Though there’s no security guard or chincy South of Broad sign made of river rock, the tip of the peninsula can still feel like a gated community. Sure, we can bike around Tradd Street and Lenwood Boulevard admiring the architecture, but the chances of actually seeing inside most of the structures in the 29401 only comes up about twice a year, during the Historic Charleston Foundation’s Festival of Houses and Gardens and the Preservation Society’s Fall Tour of Homes.

Which is one reason we’re always so excited when there’s a random opportunity to view one of the city’s unique buildings. Thurs. Nov. 6 is one such case. From 5 to 7:30 p.m., The Confederate Home & College at 62 Broad St. — the Parisian-style four-story building that sits next to Washington Square Park — will be open to the public.


But this isn’t your typical design voyeur tour. It’s a fundraiser. Since 1867, the 19th- century building has been used as a shelter, initially for Confederate war widows and orphans and today for 16 elderly women. In addition, the building that stretches from Chalmers to Broad Street also houses more than a dozen artist and writer’s studios, including those of West Fraser, Helen Warren, William Matalene, and Josephine Humphreys.

The Lee brothers, best known for their James Beard-award winning tome, The Lee Bros. Southern Cookbook, have had a studio at the Confederate Home for 20 years. “We were told about it from my grandmother,” Matt Lee says. At move-in time the Home allowed them a place to get started in their careers.

But despite the address, it’s a no-frills affair. Matt and Ted have a small office space big enough to house a computer, their cookbooks, and plenty of boiled peanuts.

And that’s the thing — even though the building could net a developer millions, The Confederate Home & College board refuses to sell the building. Instead, they’re committed to the plan Mary Amarinthia and Isabell Snowden began two years after the Civil War.


“The Confederate home has a three-part mission,” explains contractor Jim Wigley, who was brought in a few years ago to help shore up the space. “To provide a home for needy people, provide an educational center, and preserve the building.”

It’s that last component that continues to be a bear. The original structure, built in 1800 by Mr. Gilbert Chalmers as a double tenement, is slowly, steadily falling apart. The most serious issue currently is the Broad Street facade.

“The Broad Street side was actually not the original facade,” Confederate Home board member Barbara Zimmerman explains. “The original design was Georgian.” When the devastating earthquake of 1886 hit the city, however, it caused a lot of damage at 62 Broad. “The reconstruction changed the facade to Second Empire — a Victorian look with a mansard roof and turrets,” Zimmerman adds. “Before, it was more sedate.”
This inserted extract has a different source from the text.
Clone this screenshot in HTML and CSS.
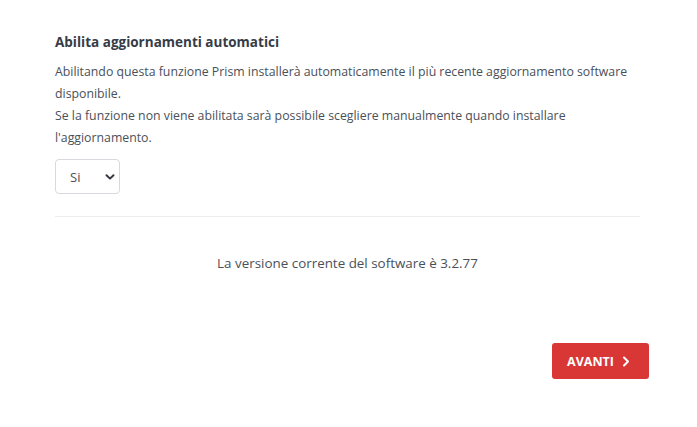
FILE: index.html
```html
<!DOCTYPE html>
<html lang="it">
<head>
<meta charset="utf-8">
<link rel="stylesheet" href="styles.css">
</head>
<body>
<div class="page">
  <section class="settings">
    <h3 class="title">Abilita aggiornamenti automatici</h3>
    <p class="desc">Abilitando questa funzione Prism installerà automaticamente il più recente aggiornamento software disponibile.<br>Se la funzione non viene abilitata sarà possibile scegliere manualmente quando installare l'aggiornamento.</p>
    <div class="select">
      <span class="select-value">Si</span>
      <svg class="chev" width="10" height="8" viewBox="0 0 10 8"><path d="M1.5 2.2 L5 5.6 L8.5 2.2" fill="none" stroke="#343a40" stroke-width="2" stroke-linecap="round" stroke-linejoin="round"/></svg>
    </div>
    <hr class="divider">
    <p class="version">La versione corrente del software è 3.2.77</p>
  </section>
  <div class="footer">
    <button class="btn-next">AVANTI
      <svg width="8" height="11" viewBox="0 0 8 11"><path d="M2 1.5 L6 5.5 L2 9.5" fill="none" stroke="#fff" stroke-width="2" stroke-linecap="round" stroke-linejoin="round"/></svg>
    </button>
  </div>
</div>
</body>
</html>
```
FILE: styles.css
```css
html, body {
  margin: 0;
  padding: 0;
  background: #fff;
}
body {
  font-family: "Open Sans", "Noto Sans", sans-serif;
  color: #4a5059;
  font-size: 13px;
}
.page {
  padding: 31px 48px 0 55px;
}
.settings {
  width: 585px;
}
.title {
  margin: 0;
  font-size: 13.5px;
  font-weight: 700;
  color: #363c47;
  line-height: 22px;
}
.desc {
  margin: 8px 0 0;
  line-height: 22px;
  font-size: 12.3px;
}
.select {
  margin-top: 10px;
  height: 33px;
  border: 1px solid #d6d9dd;
  border-radius: 4px;
  display: flex;
  align-items: center;
  justify-content: space-between;
  padding: 0 4px 0 14px;
  box-sizing: content-box;
  width: 45px;
}
.select-value {
  font-size: 13px;
  color: #4a5059;
}
.divider {
  margin: 22px 0 0;
  border: 0;
  border-top: 1px solid #ebedef;
}
.version {
  margin: 35px 0 0;
  text-align: center;
  font-size: 13.4px;
  line-height: 22px;
}
.footer {
  display: flex;
  justify-content: flex-end;
  margin-top: 69px;
}
.btn-next {
  width: 97px;
  height: 36px;
  border: 0;
  border-radius: 3px;
  background: #d93636;
  color: #fff;
  font-family: "Open Sans", sans-serif;
  font-weight: 700;
  font-size: 12.5px;
  display: flex;
  align-items: center;
  justify-content: center;
  gap: 8px;
  padding: 0 4px 0 0;
}
```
Add natural disasters to 214 years of renovations and one can imagine the wear and tear the building has endured. Prior to the earthquake, in 1834, Angus Stewart acquired the property and turned it into the Carolina Hotel. “The footprint of the building has changed,” explains Zimmerman. “There were stables to the east, but when it became a hotel, they added the piazzas and enclosed the stables.” Zimmerman and the board also believe the hotel was basically constructed on top of the two freestanding tenements. “When you strip away the plywood on the alley between the buildings you see brick,” she says. That means that a three-story structure is resting on two small, early 19th-century spaces.


In another interesting historical footnote, from 1845 until 1860 the back of the property, above Chalmers, housed a federal courthouse. When news of Lincoln’s election came in, Zimmerman says, the court erupted. “The news upset everybody and the judge dissolved the court and dissolved the federal presence in Charleston and South Carolina.” During the Confederate Home’s last fundraising push, enough money was raised to restore the beautiful courtroom and it’s now used as a wedding space — you may recall Susan Sarandon’s daughter Eva married on the property in 2012.

But there are funny rules on the book that newlyweds must abide by. No dancing, for instance. Matt Lee believes that’s a hold-over from when the building was an actual women’s college. But the archaic regulation doesn’t dissuade brides from booking the property, and the ladies who call it home are just fine with that.

Ms. Pat McKinney has been living at the home for four years and says she always gets a thrill when a newlywed couple enters the open green in the middle of the property. “I just love to see them walk in,” she says.

The eclectic assortment of tenets and functions that swirl around the iconic property seem to have a cyclical impact on one another. The fading patina of the walls delights Matt Lee, possibly inspiring him to dig back deeper into Charleston’s past and recipes. The light from West Fraser’s third-story studio informs his images, as he views the sun bouncing off the city’s steeples. The sound of a wedding party thrills a group of older ladies watching from their second-story balcony. It’s a funny charity, The Confederate Home & College, but it will continue to pursue its original mission — just so long as the building stays standing.

Tickets to visit the house are $50 and may be purchased at the door.